Stephen Middleton from the Friends of Alexandra Park introduces us to his tree of the month for April…
“Oak before ash, we’re in for a splash. Ash before oak, we’re in for a soak.” This refers to the time of year that the leaves come out and is a forecast for the future season’s weather. This year we are in for a splash with oaks already coming out, however, to disappoint you, the oak is almost always first with its leaves
Our Tree of the Month is the Common Ash (Fraxinus excelsior). The most famous ash was probably Yggdrasil in Norse mythology. It was the Tree of Life or World Tree connecting everything together.
Our tree is not so big. It can be found about half way along and just below the Lower Path that runs from near Alexandra Palace Station below the main part of the south slope to the Farmers’ Market area and out by the Victoria Stakes. Standing on its own, it has two elegant, curved benches at its base – check out the inscriptions.
The ash is still bare of leaves, but has flowers on the twigs. This tree is not only late to acquire its leaves, but will be among the first to lose them in autumn. One leaf is composed of the order of nine leaflets and each leaf appears with its pair opposite it on the branch. Throughout the winter, this is one of the easiest trees to identify as it is adorned with strikingly black buds.

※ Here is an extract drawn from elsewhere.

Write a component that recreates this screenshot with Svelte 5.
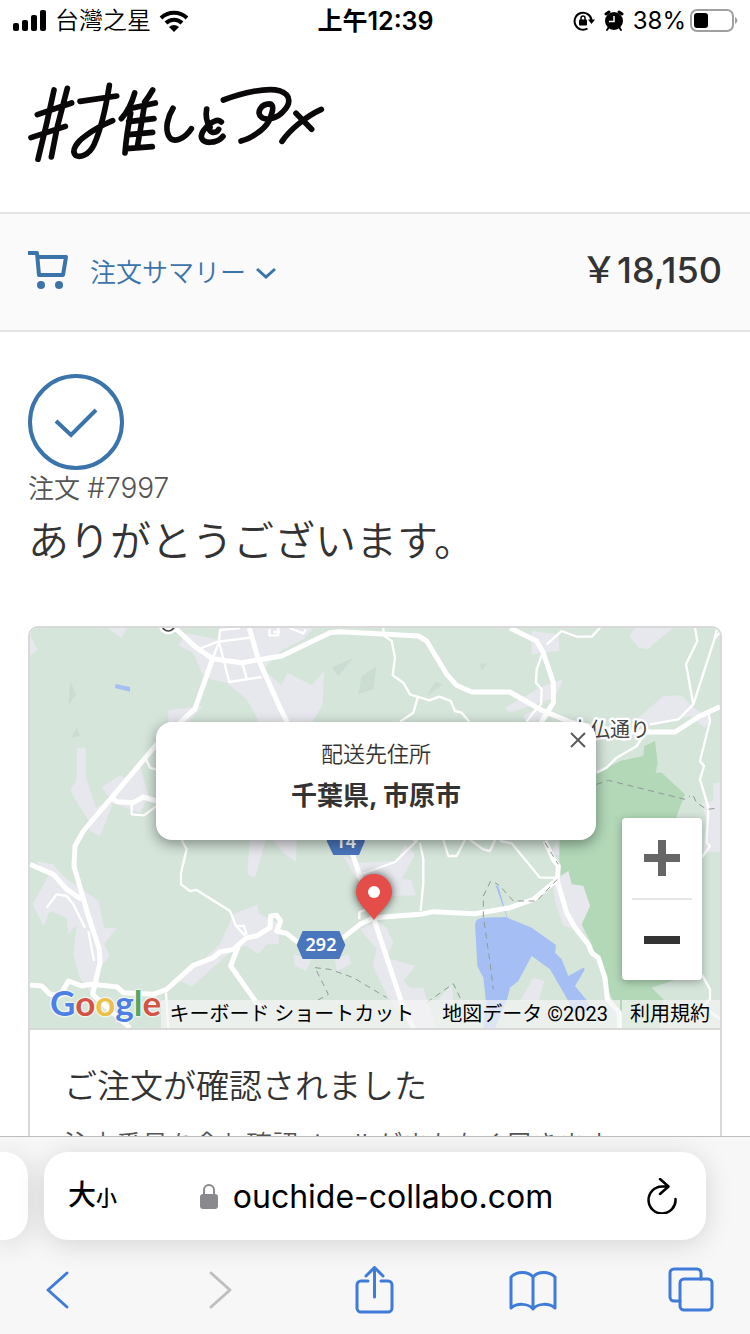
<script lang="ts">
	let summaryOpen: boolean = false;

	const orderNumber: string = "#7997";
	const total: string = "￥18,150";
	const site: string = "ouchide-collabo.com";

	const googleLetters: Array<{char: string, tone: string}> = [
		{ char: "G", tone: "blue" },
		{ char: "o", tone: "red" },
		{ char: "o", tone: "yellow" },
		{ char: "g", tone: "blue" },
		{ char: "l", tone: "green" },
		{ char: "e", tone: "red" }
	];

	const townAreas: Array<string> = [
		"30,60 52,100 30,120",
		"262,36 320,36 305,66",
		"475,88 500,52 592,70 600,36 880,36 850,70 790,100 760,125 740,150 735,165 785,208 802,170 875,208 912,165 908,265 870,330 725,330 680,250 620,200 565,188 545,170 520,110",
		"445,283 548,270 500,325 445,325",
		"150,525 170,490 170,395 197,395 197,485 228,575 270,550 245,512 300,478 320,490 360,450 385,540 360,590 280,560 240,660 210,645 210,620",
		"48,735 100,745 130,780 235,855 252,935 290,935 252,985 270,1020 230,1065 240,1105 215,1135 180,1085 160,1015 170,925 145,955 140,905 90,885 70,930 38,865 85,780",
		"480,1095 600,985 640,895 710,867 720,895 780,925 775,985 740,985 715,1015 680,990 640,1000 515,1112",
		"690,660 740,660 705,785 682,775",
		"750,660 830,660 828,737 790,710",
		"970,720 1020,740 1130,735 1155,685 1185,715 1145,790 1175,792 1187,838 1115,840 1080,800 1010,790",
		"1020,940 1070,915 1100,935 1120,980 1100,1025 1185,1050 1150,1095 1170,1115 1210,1115 1220,1150 1250,1236 1180,1236 1105,1145 1058,1050 1070,1000",
		"820,1015 875,1030 858,1065 825,1050",
		"945,1030 985,1015 993,1045 950,1065",
		"1295,1105 1300,1160 1250,1155",
		"1540,1085 1573,1095 1555,1155 1500,1155",
		"1610,675 1625,720 1595,715",
		"2060,615 2045,560 2080,555 2080,500 2100,500 2100,707 2050,707",
		"1535,45 1615,55 1618,105 1535,115",
		"1455,275 1570,210 1630,190 1605,245 1470,290",
		"1510,300 1560,270 1590,300 1520,325",
		"1828,60 1845,36 1960,36 1905,80 1885,100 1855,95",
		"1850,310 1930,240 1985,238 2015,270 2075,310 2055,335 2010,300 1890,330"
	];

	const terrain: Array<string> = [
		"150,195 168,235 145,270",
		"170,332 180,360 155,365",
		"935,155 1000,125 955,180",
		"1070,150 1060,220 1015,235 1025,180",
		"1245,198 1270,205 1220,240",
		"1380,145 1402,140 1385,165"
	];

	const mainRoads: Array<string> = [
		"M465 36 525 92 578 128 665 140 785 120 930 50 960 47 1195 60 1220 75 1280 175 1310 208 1355 228 1470 228 1560 280 1650 318 1760 348H1965L2040 300 2100 272",
		"M578 128 525 278 410 385 275 545 190 645 165 690 162 750 205 900 238 1000 240 1040 218 1135 330 1236",
		"M688 36 715 130 780 275 1000 720 1062 910 1145 1160 1180 1236",
		"M30 745 100 775 140 820 185 850",
		"M30 1107 65 1110 90 1135 120 1140 145 1095 185 1110 210 1105 290 1112 310 1130 400 1135 440 1120 520 1048 580 1025 600 1008 640 1000 680 965 710 960 750 935 752 900 770 898 782 915 770 945 800 952 835 980 970 965 1020 925 1062 905 1200 895 1240 887 1365 893 1470 875 1540 850 1612 790",
		"M655 990 632 1050 720 1175",
		"M1575 675 1600 730 1615 750 1612 795 1640 890 1665 935 1705 985 1715 1010 1735 1025 1755 1085 1762 1150 1798 1190V1236",
		"M1470 36 1550 75 1570 110 1600 200 1600 260 1560 325",
		"M275 545 290 557 340 560 370 543 420 558"
	];

	const minorRoads: Array<string> = [
		"M540 98 590 78 690 65M660 36 600 42 597 78 628 198 725 183M597 78 578 128M668 145 680 188M748 38V58H775V36M760 48H780M808 36 850 52 858 40",
		"M335 565V595L372 598 410 570M378 430 390 455 420 465",
		"M1090 36V58L1115 75 1125 125 1118 178 1150 200 1170 235 1228 253 1258 242 1292 255 1305 285 1325 290 1348 317M1193 245 1180 290 1140 317",
		"M1580 85 1625 45 1670 62H1715L1740 36M1570 105 1550 160 1548 200 1565 220 1563 265 1540 290 1520 317",
		"M2025 36 2032 75 1998 145 2020 265M2092 36 2080 80 2020 265 1975 310 1890 325M2100 50 2085 65M2065 290 2070 315 2040 435 2052 450 2040 490 2065 575 2060 680 2070 690 2045 725",
		"M1730 470 1760 455 1790 425 1850 390 1870 360",
		"M485 672 500 700 483 770V805L510 825 530 822 630 885 648 930 675 958M648 930H672L680 955",
		"M80 875 110 835 140 840 160 865 195 935M205 945 222 1035M200 880 215 915",
		"M1010 780 1125 738 1190 675 1180 672M1200 680 1210 730V800L1202 885M1050 878 1018 888V910M1270 672 1285 720H1310L1335 672M1350 672 1390 700 1410 705 1425 672",
		"M1440 675 1475 682 1560 785H1612",
		"M2045 1075 2070 1120V1150L2050 1170 2100 1210M438 1130 445 1236"
	];

	const trails: Array<string> = [
		"M1730 505 1765 493 1995 550 2010 540M2020 540 2030 560 2060 580 2090 577",
		"M1575 680 1615 745M1612 790 1550 855 1480 855 1440 810 1425 800M1412 795 1390 840V900L1410 1040 1420 1120",
		"M885 1055 930 1060 1000 1085 1100 1145M890 1065 925 1135 880 1160M1220 1160 1300 1103 1325 1155"
	];
</script>

<svelte:head>
	<title>注文 {orderNumber}</title>
</svelte:head>

<div class="screen">
	<div class="status-bar">
		<div class="status-left">
			<svg class="signal" viewBox="0 0 34 22" width="34" height="22" aria-hidden="true">
				<rect x="0" y="13" width="6" height="8" rx="2" />
				<rect x="9" y="10" width="6" height="11" rx="2" />
				<rect x="18" y="5" width="6" height="16" rx="2" />
				<rect x="27" y="0" width="6" height="21" rx="2" />
			</svg>
			<span>台灣之星</span>
			<svg viewBox="0 0 30 22" width="30" height="22" aria-hidden="true">
				<g fill="none" stroke="#000" stroke-width="4">
					<path d="M2 8A19 19 0 0 1 28 8" />
					<path d="M7 13A11.500 11.500 0 0 1 23 13" />
				</g>
				<path d="M15 22 10 17Q15 13 20 17Z" />
			</svg>
		</div>
		<div class="time">上午12:39</div>
		<div class="status-right">
			<svg viewBox="0 0 22 22" width="22" height="22" aria-hidden="true">
				<path d="M14.500 18.500A8.500 8.500 0 1 1 18.500 10" fill="none" stroke="#000" stroke-width="2" />
				<path d="M15 9.500H22L18.500 14Z" />
				<rect x="6" y="9.500" width="8" height="6" rx="1" />
				<path d="M8 10V8a2 2 0 0 1 4 0v2" fill="none" stroke="#000" stroke-width="1.500" />
			</svg>
			<svg class="alarm" viewBox="0 0 20 22" width="20" height="22" aria-hidden="true">
				<circle cx="10" cy="11" r="9" />
				<path d="M2 4 5 2M15 2 18 4" stroke="#000" stroke-width="3" stroke-linecap="round" />
				<path d="M5 17 3 20M15 17 17 20" stroke="#000" stroke-width="2" stroke-linecap="round" />
				<path d="M10 6V11.500H5" fill="none" stroke="#fff" stroke-width="1.500" />
			</svg>
			<span>38%</span>
			<svg viewBox="0 0 48 24" width="48" height="24" aria-hidden="true">
				<rect x="1" y="1" width="42" height="21" rx="6" fill="none" stroke="#a0a0a0" stroke-width="2" />
				<rect x="4" y="4" width="14" height="15" rx="3" />
				<path d="M45 8Q50 11.500 45 15Z" fill="#a0a0a0" />
			</svg>
		</div>
	</div>

	<main>
		<header>
			<a class="logo" href="/" aria-label="#推しとアメ">
				<svg viewBox="84 246 891 240" width="297" height="80" aria-hidden="true">
					<g fill="none" stroke="#0a0808" stroke-width="17" stroke-linecap="round" stroke-linejoin="round">
						<path d="M162 270 140 370 114 478M202 265 172 380 154 471M112 344 215 309M93 413 196 379" />
						<path d="M328 256C318 320 306 380 282 434C266 466 240 474 227 466C212 452 232 424 256 408C282 388 314 372 338 362M240 304 350 288" />
						<path d="M404 279C396 308 384 334 364 356M458 270C450 284 442 296 434 306M392 340C384 380 378 420 375 459M384 327 466 309M386 365 462 356M386 404 458 397M380 446 457 440M434 310C428 350 420 396 412 440" />
						<path d="M519 325C502 352 495 386 506 408C520 434 556 414 574 386" />
						<path d="M620 327C616 348 620 366 630 382M664 366C648 348 606 388 604 408C604 434 650 432 669 409M630 382C622 400 650 402 656 388" />
						<path d="M670 300C730 278 800 262 838 272C880 286 868 316 850 334C832 354 806 362 788 354C764 340 784 310 812 312C826 320 812 350 806 364C792 390 752 416 723 423" />
						<path d="M964 328C920 348 870 388 846 424M888 340 935 388" />
					</g>
				</svg>
			</a>
		</header>

		<section class="summary">
			<button class="summary-toggle" aria-expanded={summaryOpen} on:click={() => summaryOpen = !summaryOpen}>
				<svg viewBox="0 0 40 38" width="40" height="38" aria-hidden="true">
					<path d="M0 2H9L11 24H35L38 6H10" fill="none" stroke="#3b74ab" stroke-width="4" stroke-linejoin="round" />
					<circle cx="13" cy="34" r="4" fill="#3b74ab" />
					<circle cx="31" cy="34" r="4" fill="#3b74ab" />
				</svg>
				<span>注文サマリー</span>
				<svg class="chevron" class:open={summaryOpen} viewBox="0 0 20 18" width="20" height="18" aria-hidden="true">
					<path d="M1 8 10 16 19 8" fill="none" stroke="#3b74ab" stroke-width="3" />
				</svg>
			</button>
			<strong class="total">{total}</strong>
		</section>

		<section class="content">
			<svg class="check" viewBox="0 0 96 96" width="96" height="96" aria-hidden="true">
				<circle cx="48" cy="48" r="46" />
				<path d="M28 47 43 61 68 36" />
			</svg>
			<p class="order-number">注文 <span>{orderNumber}</span></p>
			<h1>ありがとうございます。</h1>

			<article class="card">
				<div class="map">
					<svg class="map-art" viewBox="30 36 2070 1200" preserveAspectRatio="xMidYMid slice" aria-hidden="true">
						{#each townAreas as area}
							<polygon points={area} fill="#e7e8ed" />
						{/each}
						{#each terrain as slope}
							<polygon points={slope} fill="#cbdcd2" />
						{/each}
						<path d="M1620 615 1610 480 1730 470 1800 435 1870 420 1873 390 1905 375 1913 440 1907 470 1925 470 1995 535 1970 600V1090L1895 1115 1930 1150 1920 1236H1800L1790 1175 1760 1115 1715 985 1685 925 1710 870 1690 810 1655 805 1645 765 1620 780 1618 725Z" fill="#b2d8b8" />
						<polygon points="1600,800 1645,765 1655,805 1690,810 1710,870 1685,925 1690,945 1630,930 1605,855" fill="#e7e8ed" />
						<path d="M1370 912 1385 905 1460 903 1427 808 1435 810 1462 905 1535 935 1608 987 1605 1010 1625 1030 1645 1080 1690 1055 1695 1060 1665 1110 1702 1155 1715 1185 1660 1190 1645 1155 1590 1060 1535 1020 1495 1095 1470 1115 1460 1155 1425 1236H1390L1398 1155 1390 1085 1372 1050 1365 925Z" fill="#a5bff4" />
						<path d="M287 204 330 213V227L285 216Z" fill="#a5bff4" />
						<g class="roads minor">
							{#each minorRoads as road}
								<path d={road} />
							{/each}
						</g>
						<g class="roads">
							{#each mainRoads as road}
								<path d={road} />
							{/each}
						</g>
						<g class="trails">
							{#each trails as trail}
								<path d={trail} />
							{/each}
						</g>
						<circle cx="445" cy="26" r="20" fill="#fff" stroke="#fff" stroke-width="18" />
						<circle cx="445" cy="26" r="19" fill="#fff" stroke="#444" stroke-width="5" />
						<polygon class="shield" points="935,645 1017,645 1035,675 1017,717 940,717 920,675" />
						<text class="route" x="977" y="695">14</text>
						<polygon class="shield" points="848,945 958,945 976,987 958,1029 848,1029 830,987" />
						<text class="route" x="903" y="1005">292</text>
						<text class="street" x="1650" y="363">大仏通り</text>
					</svg>

					<svg class="pin" viewBox="0 0 60 66" width="60" height="66" aria-hidden="true">
						<path d="M30 56C24 47 12 39 12 28A18 18 0 0 1 48 28C48 39 36 47 30 56Z" fill="#e44d48" />
						<circle cx="30" cy="28" r="6" fill="#fff" />
					</svg>

					<div class="info-window">
						<p class="info-title">配送先住所</p>
						<p class="info-place">千葉県, 市原市</p>
						<button class="close" aria-label="閉じる">
							<svg viewBox="0 0 16 16" width="16" height="16" aria-hidden="true">
								<path d="M1 1 15 15M15 1 1 15" stroke="#5c5c5c" stroke-width="2" />
							</svg>
						</button>
					</div>

					<div class="zoom">
						<button aria-label="ズームイン">
							<svg viewBox="0 0 36 36" width="36" height="36" aria-hidden="true">
								<path d="M14 0H22V14H36V22H22V36H14V22H0V14H14Z" fill="#666" />
							</svg>
						</button>
						<button aria-label="ズームアウト">
							<svg viewBox="0 0 36 36" width="36" height="36" aria-hidden="true">
								<path d="M0 14H36V22H0Z" fill="#333" />
							</svg>
						</button>
					</div>

					<div class="attribution">
						<button>キーボード ショートカット</button>
						<span>地図データ ©2023</span>
						<a href="https://www.google.com/help/terms_maps/">利用規約</a>
					</div>

					<a class="google" href="https://maps.google.com/" aria-label="Google">
						{#each googleLetters as letter}<span class={letter.tone}>{letter.char}</span>{/each}
					</a>
				</div>

				<div class="card-text">
					<h2>ご注文が確認されました</h2>
					<p>注文番号を含む確認メールがまもなく届きます。</p>
				</div>
			</article>
		</section>
	</main>

	<footer>
		<div class="tabs">
			<div class="tab previous"></div>
			<div class="tab current">
				<button class="text-size" aria-label="大小">大<small>小</small></button>
				<button class="address">
					<svg viewBox="0 0 18 26" width="18" height="26" aria-hidden="true">
						<path d="M4 12V7a5 5 0 0 1 10 0V12" fill="none" stroke="#8a8a8e" stroke-width="2" />
						<rect x="0" y="11" width="18" height="15" rx="3" fill="#8a8a8e" />
					</svg>
					<span>{site}</span>
				</button>
				<button class="reload" aria-label="再読み込み">
					<svg viewBox="0 0 32 36" width="32" height="36" aria-hidden="true">
						<path d="M22 8.500H16A13.500 13.500 0 1 0 29.500 21M14 1 22.500 8.500 14 16" fill="none" stroke="#000" stroke-width="2.500" stroke-linecap="round" stroke-linejoin="round" />
					</svg>
				</button>
			</div>
		</div>
		<nav class="toolbar">
			<button aria-label="戻る">
				<svg viewBox="0 0 48 48" width="48" height="48"><path d="M34 7 15 24 34 41" /></svg>
			</button>
			<button aria-label="進む" disabled>
				<svg viewBox="0 0 48 48" width="48" height="48"><path d="M19 7 38 24 19 41" /></svg>
			</button>
			<button aria-label="共有">
				<svg viewBox="0 0 48 48" width="48" height="48">
					<path d="M18 15H11A4 4 0 0 0 7 19V42A4 4 0 0 0 11 46H38A4 4 0 0 0 42 42V19A4 4 0 0 0 38 15H31M24.500 31V2M16 10 24.500 1.500 33 10" />
				</svg>
			</button>
			<button aria-label="ブックマーク">
				<svg viewBox="0 0 48 48" width="48" height="48">
					<path d="M24 11C19 5 8 5 2 11V42C8 37 19 37 24 43C29 37 40 37 46 42V11C40 5 29 5 24 11V43" />
				</svg>
			</button>
			<button aria-label="タブ">
				<svg viewBox="0 0 48 48" width="48" height="48">
					<path d="M13 35H7A4 4 0 0 1 3 31V7A4 4 0 0 1 7 3H30A4 4 0 0 1 34 7V13" />
					<rect x="13" y="13" width="32" height="31" rx="4" />
				</svg>
			</button>
		</nav>
	</footer>
</div>

<style>
	:global(body) {
		margin: 0;
		background-color: #fff;
	}

	.screen {
		height: 100vh;
		display: flex;
		flex-direction: column;
		overflow: hidden;
		font-family: Inter, "Noto Sans CJK JP", sans-serif;
		font-weight: 350;
		color: #333;
	}

	button {
		border: none;
		padding: 0;
		background: none;
		font: inherit;
		color: inherit;
	}

	a {
		color: inherit;
		text-decoration: none;
	}

	h1, h2, p {
		margin: 0;
		font-weight: 350;
	}

	svg {
		display: block;
		flex: none;
	}

	.status-bar {
		display: grid;
		grid-template-columns: 1fr auto 1fr;
		align-items: center;
		height: 42px;
		padding: 0 12px 0 13px;
		box-sizing: border-box;
		font-family: Inter, "Noto Sans CJK TC", sans-serif;
		font-size: 24px;
		line-height: 24px;
		font-weight: 400;
		color: #000;
	}

	.status-left, .status-right {
		display: flex;
		align-items: center;
		gap: 8px;
	}

	.status-left {
		font-weight: 350;
	}

	.status-right {
		justify-content: flex-end;
		gap: 4px;
	}

	.alarm {
		margin: 0 5px;
	}

	.time {
		font-size: 25px;
		font-weight: 600;
	}

	main {
		flex: 1;
		min-height: 0;
		overflow: hidden;
	}

	header {
		padding: 40px 28px 50px;
	}

	.logo {
		display: inline-block;
		vertical-align: top;
	}

	.summary {
		display: flex;
		justify-content: space-between;
		align-items: center;
		height: 112px;
		padding: 0 28px 4px;
		border-top: 2px solid #e4e4e4;
		border-bottom: 2px solid #e4e4e4;
		background-color: #fafafa;
	}

	.summary-toggle {
		display: flex;
		align-items: center;
		font-size: 26px;
		color: #3b74ab;
	}

	.summary-toggle span {
		margin: 0 10px 0 22px;
	}

	.chevron.open {
		transform: rotate(180deg);
	}

	.total {
		font-size: 36px;
		line-height: 36px;
		font-weight: 500;
	}

	.content {
		padding: 42px 28px 0;
	}

	.check {
		fill: none;
		stroke: #3b74ab;
		stroke-width: 4;
	}

	.order-number {
		font-size: 26px;
		line-height: 36px;
		color: #545454;
	}

	.order-number span {
		font-size: 28px;
	}

	h1 {
		margin: 6px 0 57px;
		font-size: 41px;
		line-height: 56px;
	}

	.card {
		border: 2px solid #d9d9d9;
		border-radius: 10px;
		overflow: hidden;
	}

	.map {
		position: relative;
		height: 400px;
		border-bottom: 2px solid #d9d9d9;
		background-color: #d5e5da;
		overflow: hidden;
	}

	.map-art {
		width: 100%;
		height: 100%;
	}

	.roads {
		fill: none;
		stroke: #fff;
		stroke-width: 15;
		stroke-linejoin: round;
	}

	.roads.minor {
		stroke-width: 7;
	}

	.trails {
		fill: none;
		stroke: #8f9a94;
		stroke-width: 3;
		stroke-dasharray: 18 14;
	}

	.shield {
		fill: #4a76bd;
	}

	.route {
		font-family: "Noto Sans", sans-serif;
		font-size: 54px;
		font-weight: 600;
		text-anchor: middle;
		fill: #fff;
	}

	.street {
		font-size: 60px;
		font-weight: 400;
		fill: #444;
		stroke: #fff;
		stroke-width: 14;
		stroke-linejoin: round;
		paint-order: stroke;
	}

	.pin {
		position: absolute;
		left: 50%;
		top: 236px;
		margin-left: -31px;
		filter: drop-shadow(0 0 5px rgba(0, 0, 0, 0.7));
	}

	.info-window {
		position: absolute;
		top: 94px;
		left: 50%;
		width: 440px;
		height: 118px;
		margin-left: -219px;
		padding-top: 16px;
		box-sizing: border-box;
		border-radius: 16px;
		background-color: #fff;
		box-shadow: 0 4px 14px rgba(0, 0, 0, 0.4);
		text-align: center;
	}

	.info-title {
		font-size: 22px;
		line-height: 32px;
	}

	.info-place {
		margin-top: 8px;
		font-size: 26px;
		line-height: 36px;
		font-weight: 700;
	}

	.close {
		position: absolute;
		top: 10px;
		right: 10px;
	}

	.zoom {
		position: absolute;
		right: 18px;
		bottom: 48px;
		display: flex;
		flex-direction: column;
		width: 80px;
		border-radius: 4px;
		background-color: #fff;
		box-shadow: 0 2px 8px rgba(0, 0, 0, 0.3);
	}

	.zoom button {
		display: flex;
		justify-content: center;
		align-items: center;
		height: 80px;
		margin: 0 10px;
	}

	.zoom button + button {
		border-top: 2px solid #e6e6e6;
		height: 82px;
	}

	.google {
		position: absolute;
		left: 20px;
		bottom: 4px;
		font-family: Lato, sans-serif;
		font-size: 35px;
		line-height: 44px;
		font-weight: 700;
		text-shadow: 0 0 2px #fff, 0 0 2px #fff, 0 0 3px #fff;
	}

	.blue {
		color: #4d80e4;
	}

	.red {
		color: #d25445;
	}

	.yellow {
		color: #ecc04b;
	}

	.green {
		color: #58a55c;
	}

	.attribution {
		position: absolute;
		right: 0;
		bottom: 0;
		display: flex;
		font-family: Roboto, "Noto Sans CJK JP", sans-serif;
		font-size: 20px;
		line-height: 28px;
		font-weight: 400;
		color: #000;
	}

	.attribution > * {
		padding: 0 10px 0 8px;
		background-color: rgba(245, 245, 245, 0.7);
	}

	.attribution > span {
		padding: 0 12px 0 18px;
	}

	.attribution > a {
		margin-left: 2px;
	}

	.card-text {
		padding: 34px;
	}

	h2 {
		font-size: 33px;
		line-height: 44px;
	}

	.card-text p {
		margin-top: 19px;
		font-size: 26px;
		line-height: 36px;
		color: #545454;
	}

	footer {
		border-top: 1px solid #bdbdbd;
		background-color: #f7f7f7;
		overflow: hidden;
		color: #000;
		font-weight: 400;
	}

	.tabs {
		display: flex;
		gap: 16px;
		padding: 15px 44px 0 0;
	}

	.tab {
		height: 88px;
		border-radius: 24px;
		background-color: #fff;
		box-shadow: 0 4px 28px rgba(0, 0, 0, 0.14);
	}

	.previous {
		width: 28px;
		border-radius: 0 24px 24px 0;
	}

	.current {
		flex: 1;
		display: flex;
		justify-content: space-between;
		align-items: center;
		padding: 0 28px 0 24px;
	}

	.text-size {
		font-size: 28px;
		line-height: 36px;
		font-weight: 500;
	}

	.text-size small {
		font-size: 21px;
	}

	.address {
		display: flex;
		align-items: center;
		gap: 15px;
		margin-right: 10px;
		font-size: 32px;
	}

	.toolbar {
		display: flex;
		justify-content: space-between;
		padding: 26px 35px 20px 33px;
	}

	.toolbar svg {
		fill: none;
		stroke: #3f7bd9;
		stroke-width: 3;
		stroke-linecap: round;
		stroke-linejoin: round;
	}

	.toolbar button:disabled svg {
		stroke: #bfbfbf;
	}
</style>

The flowers develop into seeds called “keys” which, in a similar way to maple seeds, are dispersed by the wind.
Up on ash trees you will often spot round clusters, these are galls, distorted flower growths, caused by mites which do no serious harm to the tree.
The ash readily self-seeds in newly cleared areas – it is known as a “pioneer species” along with sycamore and birch.
Our tree of the month is not only a common native in this country, but can be found over most of Europe as well as the Caucuses.
The wood can be burnt while newly cut as described by Walter de la Mare in his poem “Trees”:
“Of all the trees in England,
Her sweet three corners in,
Only the Ash, the bonnie Ash
Burns fierce while it is green.”
When quite young, it can be made into walking sticks. The wood is strong and light and came into its own in the First World War when it was used for aeroplane manufacture.
In earlier times the wood was used for spears. Homer’s Greek hero, Achilles, was said to have a spear fashioned from ash.
Ashes are under threat at present from an introduced fungus known as ash dieback which can rapidly kill young trees. It is already present in our park, but nature will take its course as resistant ash trees should re-populate areas hit by the disease.
Another less damaging fungus associated with ash are King Alfred’s Cakes. These round, black balls of saprophytic fungus (ones that decay dead material) are often seen on dead or dying branches.
Contrast this tree with the green ash from America featured in October, its leaves are already appearing on the trees lining the main road just below the Pitch and Putt Course.